The bill, spearheaded by Truss in her former role as foreign secretary, proposes scrapping parts of the deal that London signed with Brussels as part of the UK’s departure from the bloc.
It is currently winding its way through parliament, despite EU warnings that it breaks international law and could spark retaliatory trade sanctions.
The UK government opposes internal border checks on goods heading from mainland Great Britain — England, Scotland and Wales — to Northern Ireland.
The EU has stipulated checks are needed to prevent goods getting to the European single market via neighbouring member state the Republic of Ireland.

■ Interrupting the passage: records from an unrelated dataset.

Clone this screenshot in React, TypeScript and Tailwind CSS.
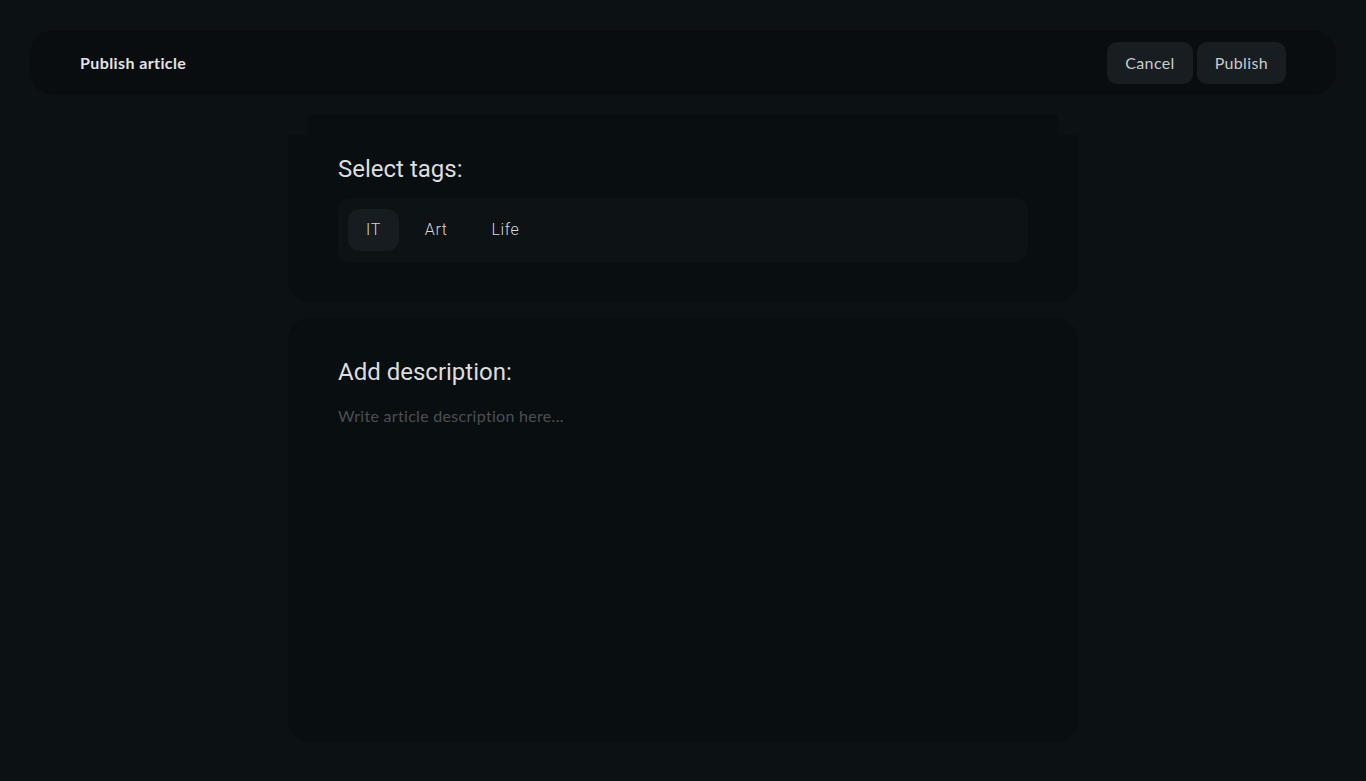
import { useState } from 'react';

const TAGS = ['IT', 'Art', 'Life'];

export default function App() {
  const [selected, setSelected] = useState('IT');
  const [description, setDescription] = useState('');

  return (
    <div className="min-h-screen w-full bg-[#0c1114] px-[30px] pt-[30px] pb-10 font-['Lato',sans-serif] tracking-[0.35px]">
      {/* Top bar */}
      <header className="flex h-[65px] items-center justify-between rounded-[24px] bg-[#090d10] px-[50px]">
        <h1 className="text-[16px] font-bold tracking-[0.4px] text-[#e2e3e4]">Publish article</h1>
        <div className="flex items-center gap-1">
          <button className="h-[42px] rounded-[10px] bg-[#171d20] px-[18px] text-[16px] text-[#c9cbcc]">
            Cancel
          </button>
          <button className="h-[42px] rounded-[10px] bg-[#171d20] px-[18px] text-[16px] text-[#c9cbcc]">
            Publish
          </button>
        </div>
      </header>

      <main className="mx-auto mt-5 flex w-[790px] flex-col gap-4">
        {/* Tags card */}
        <section className="flex flex-col">
          <div className="mx-5 h-5 bg-[#090e11]" />
          <div className="rounded-b-[22px] bg-[#090e11] px-[50px] pt-[20px] pb-10">
            <h2 className="font-['Roboto',sans-serif] text-[24px] leading-[28px] tracking-normal text-[#dcdddd]">
              Select tags:
            </h2>
            <div className="mt-[15px] flex gap-2 rounded-[12px] bg-[#0d1215] px-[10px] py-[11px]">
              {TAGS.map((tag) => (
                <button
                  key={tag}
                  onClick={() => setSelected(tag)}
                  className={`h-[42px] rounded-[12px] px-[18px] font-['Roboto',sans-serif] text-[16px] font-light tracking-[0.6px] text-[#d6d7d8] ${
                    selected === tag ? 'bg-[#161c1f]' : 'bg-transparent'
                  }`}
                >
                  {tag}
                </button>
              ))}
            </div>
          </div>
        </section>

        {/* Description card */}
        <section className="flex h-[424px] flex-col rounded-[22px] bg-[#090e11] px-[50px] pt-10 pb-10">
          <h2 className="font-['Roboto',sans-serif] text-[24px] leading-[28px] tracking-normal text-[#dcdddd]">
            Add description:
          </h2>
          <textarea
            value={description}
            onChange={(e) => setDescription(e.target.value)}
            placeholder="Write article description here..."
            className="mt-[18px] flex-1 resize-none bg-transparent text-[16px] tracking-[0.3px] text-[#cfd0d1] outline-none placeholder:text-[#4b5053]"
          />
        </section>
      </main>
    </div>
  );
}
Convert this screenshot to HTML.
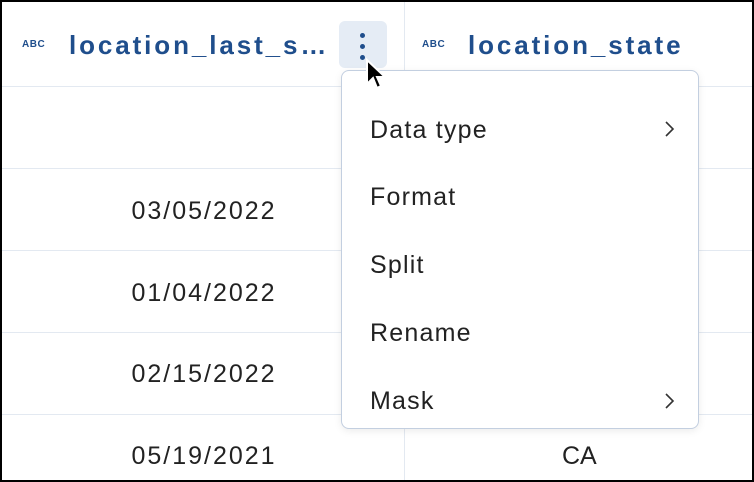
<!DOCTYPE html><html><head><style>
body{margin:0;width:754px;height:482px;overflow:hidden;font-family:"Liberation Sans",sans-serif;background:#fff;position:relative}
.frame{position:absolute;left:0;top:0;width:750px;height:478px;border:2px solid #000;overflow:hidden}
.h{position:absolute;height:1px;background:#e3e9f1;left:0;right:0}
.v{position:absolute;width:1px;background:#e3e9f1;top:0;bottom:0;left:402px}
.abc{position:absolute;font-size:10px;font-weight:bold;color:#1f4e8c;letter-spacing:.5px}
.ht{position:absolute;font-size:26px;font-weight:bold;color:#1f4e8c;letter-spacing:2.9px}
.d{position:absolute;left:0;width:404px;text-align:center;font-size:25px;color:#222;letter-spacing:2px}
.menu{position:absolute;left:339px;top:68px;width:356px;height:357px;border:1.5px solid #c3cfe0;border-radius:8px;background:#fff;box-shadow:0 2px 8px rgba(0,0,0,.08)}
.it{position:absolute;left:28px;font-size:25px;color:#222;letter-spacing:1.2px}
.ch{position:absolute;right:22px}
</style></head><body><div class="frame">
<div class="h" style="top:84px"></div><div class="h" style="top:166px"></div><div class="h" style="top:248px"></div><div class="h" style="top:330px"></div><div class="h" style="top:412px"></div>
<div class="v"></div>
<div class="abc" style="left:20px;top:37px">ABC</div>
<div class="ht" style="left:67px;top:28px">location_last_s…</div>
<div style="position:absolute;left:337px;top:19px;width:48px;height:47px;background:#e5ecf5;border-radius:6px"></div>
<div style="position:absolute;left:358px;top:31px;width:5px;height:5px;border-radius:50%;background:#1f4e8c"></div>
<div style="position:absolute;left:358px;top:42px;width:5px;height:5px;border-radius:50%;background:#1f4e8c"></div>
<div style="position:absolute;left:358px;top:53px;width:5px;height:5px;border-radius:50%;background:#1f4e8c"></div>
<div class="abc" style="left:420px;top:37px">ABC</div>
<div class="ht" style="left:466px;top:28px">location_state</div>
<div class="d" style="top:195px">03/05/2022</div>
<div class="d" style="top:277px">01/04/2022</div>
<div class="d" style="top:358px">02/15/2022</div>
<div class="d" style="top:440px">05/19/2021</div>
<div style="position:absolute;left:560px;top:440px;font-size:25px;color:#222">CA</div>
<div class="menu">
<div class="it" style="top:45px">Data type</div><svg class="ch" style="top:50px" width="12" height="16"><path d="M2 1 L9 8 L2 15" fill="none" stroke="#333" stroke-width="1.6"/></svg>
<div class="it" style="top:112px">Format</div>
<div class="it" style="top:180px">Split</div>
<div class="it" style="top:248px">Rename</div>
<div class="it" style="top:316px">Mask</div><svg class="ch" style="top:322px" width="12" height="16"><path d="M2 1 L9 8 L2 15" fill="none" stroke="#333" stroke-width="1.6"/></svg>
</div>
<svg style="position:absolute;left:363px;top:56px" width="22" height="34" viewBox="0 0 22 34"><path d="M2 2 L2 26 L8 20 L12 30 L16 28 L12 19 L20 19 Z" fill="#000" stroke="#fff" stroke-width="2"/></svg>
</div></body></html>
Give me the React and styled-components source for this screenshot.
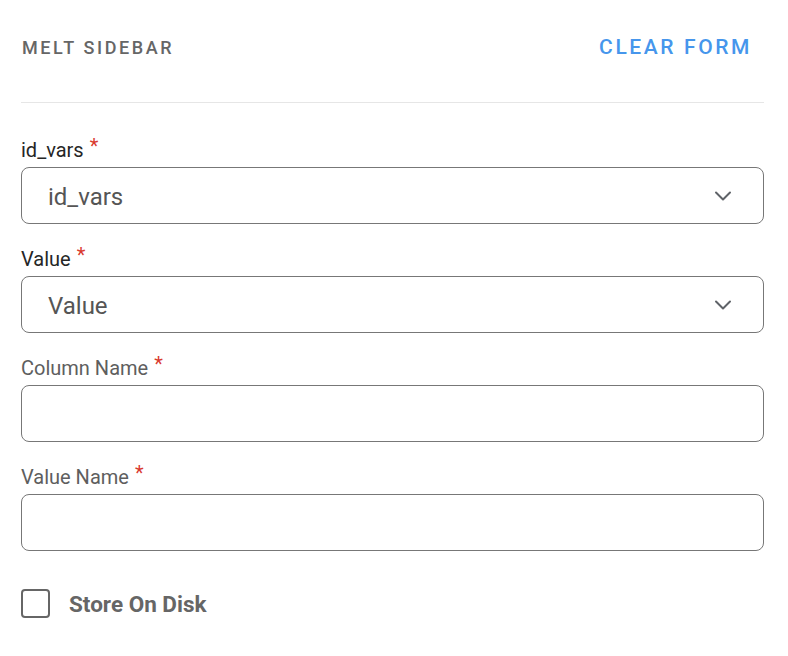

Removing hard border infrastructure between Northern Ireland and the republic was a condition of the 1998 peace deal that ended 30 years of violence over British rule.
But pro-UK unionist parties say that the checks cut Northern Ireland adrift from the rest of the UK, heightening the risk of a united Ireland.
Truss said her “number one priority” was “protecting the supremacy” of the peace deal, against a backdrop of concern from US President Joe Biden’s administration in Washington.
She vowed to resolve the issue, which has led unionist parties to withdraw from the power-sharing devolved government in Belfast.
“I want to work with all of the parties in Northern Ireland to get the executive and the assembly back up and running,” Truss added.
“But in order to do that, we do need to fix the issues of the Northern Ireland protocol, which has damaged the balance between the communities in Northern Ireland.
“I’m determined to get on with doing that and I’m determined to work with all parties to find that resolution.”